8.	U. S. GOVERNMENT END USERS. The Software was developed at private expense and is a commercial item as that term is defined at 48 C.F.R. 2.101, consisting of commercial computer software and commercial computer software documentation as such terms are used in 48 C.F.R. 12.212.  Consistent with 48 C.F.R. 12.212 and 48 C.F.R. 227.7202-1 through 227.7202-4, all U.S. Government end users acquire the Software with only those limited rights set forth therein.  Publisher is Lumidigm, Inc., 801 University Blvd SE, Suite 302, Albuquerque, NM, 87106.

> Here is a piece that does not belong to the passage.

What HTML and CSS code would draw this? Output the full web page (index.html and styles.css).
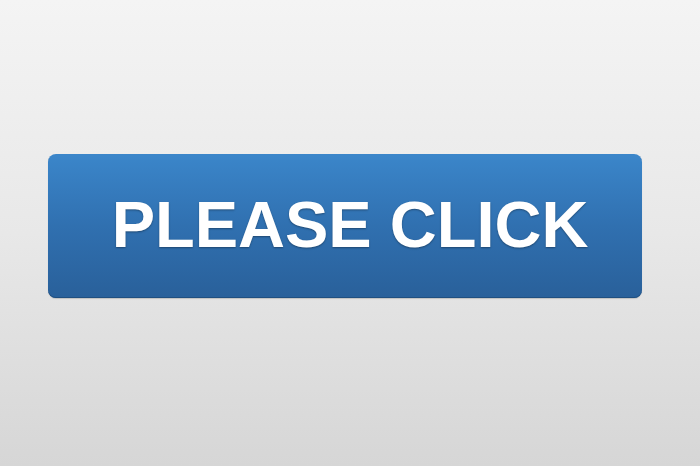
FILE: index.html
```html
<!DOCTYPE html>
<html>
<head>
<meta charset="utf-8">
<link rel="stylesheet" href="styles.css">
</head>
<body>
<main class="stage">
  <button class="cta">PLEASE CLICK</button>
</main>
</body>
</html>
```
FILE: styles.css
```css
html, body {
  margin: 0;
  padding: 0;
  width: 700px;
  height: 466px;
  overflow: hidden;
}
body {
  background: linear-gradient(to bottom, #f4f4f4 0%, #e8e8e8 50%, #d6d6d6 100%);
}
.stage {
  box-sizing: border-box;
  height: 466px;
  padding: 154px 58px 0 48px;
  display: flex;
  align-items: flex-start;
}
.cta {
  box-sizing: border-box;
  width: 594px;
  height: 144px;
  border: none;
  border-radius: 8px;
  background: linear-gradient(to bottom, #3b86ca 0%, #3070b0 50%, #29609a 100%);
  box-shadow: inset 0 -1px 0 #1f4f80, 0 1px 1px rgba(0,0,0,0.15);
  color: #ffffff;
  font-family: "Liberation Sans", Arial, sans-serif;
  font-weight: bold;
  font-size: 65px;
  letter-spacing: 0;
  padding: 0 0 4px 10px;
  text-shadow: 0 1px 2px rgba(0,0,0,0.35);
  display: flex;
  align-items: center;
  justify-content: center;
  line-height: 1;
}
```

9.	GENERAL.  This Agreement will be governed by the laws of the State of New Mexico and the United States, without regard to or application of conflicts of law rules or principles that would require the application of the laws of another jurisdiction.  The parties explicitly disclaim the application of the UN Convention on the Sale of Goods.  Any action or lawsuit related to this Agreement must be brought exclusively in either the federal or state courts located in the City and County of Albuquerque, New Mexico, and each party hereby irrevocably submits and waives any objection to the exclusive jurisdiction and forum of such courts.  If any provision of this Agreement is held to be unenforceable, that provision will be reformed in order to comply with the law and to the extent possible give effect to the original intent and economic impact of the original provision, and the remaining provisions will remain in full force.  The prevailing party in any lawsuit or proceeding arising from or related to this Agreement will be entitled to receive its costs, expert witness fees and reasonable attorneys fees, including costs and fees on appeal.  The failure of either party to require performance by the other party of any provision hereof will not affect the full right to require such performance at any time thereafter, nor will the waiver by either party of a breach of any provision hereof be taken or held to be a waiver of the provision itself.  Neither this Agreement nor any rights or obligations of Licensee hereunder may be assigned, delegated or transferred by Licensee (in whole or in part and including by sale, merger or operation of law) without the prior written approval of Lumidigm, and any such transfer in derogation of the foregoing will be null and void.  The parties hereto are independent parties and neither acquires hereunder any right or ability to bind or enter into any obligation on behalf of the other.  This Agreement is the complete and exclusive statement of the agreement between the parties, and this Agreement supersedes any proposal or prior agreement, oral or written, and any other communications between the parties in relation to the subject matter of this Agreement. This Agreement will not be modified except by a subsequently dated written amendment or exhibit signed by both parties by their duly authorized representatives.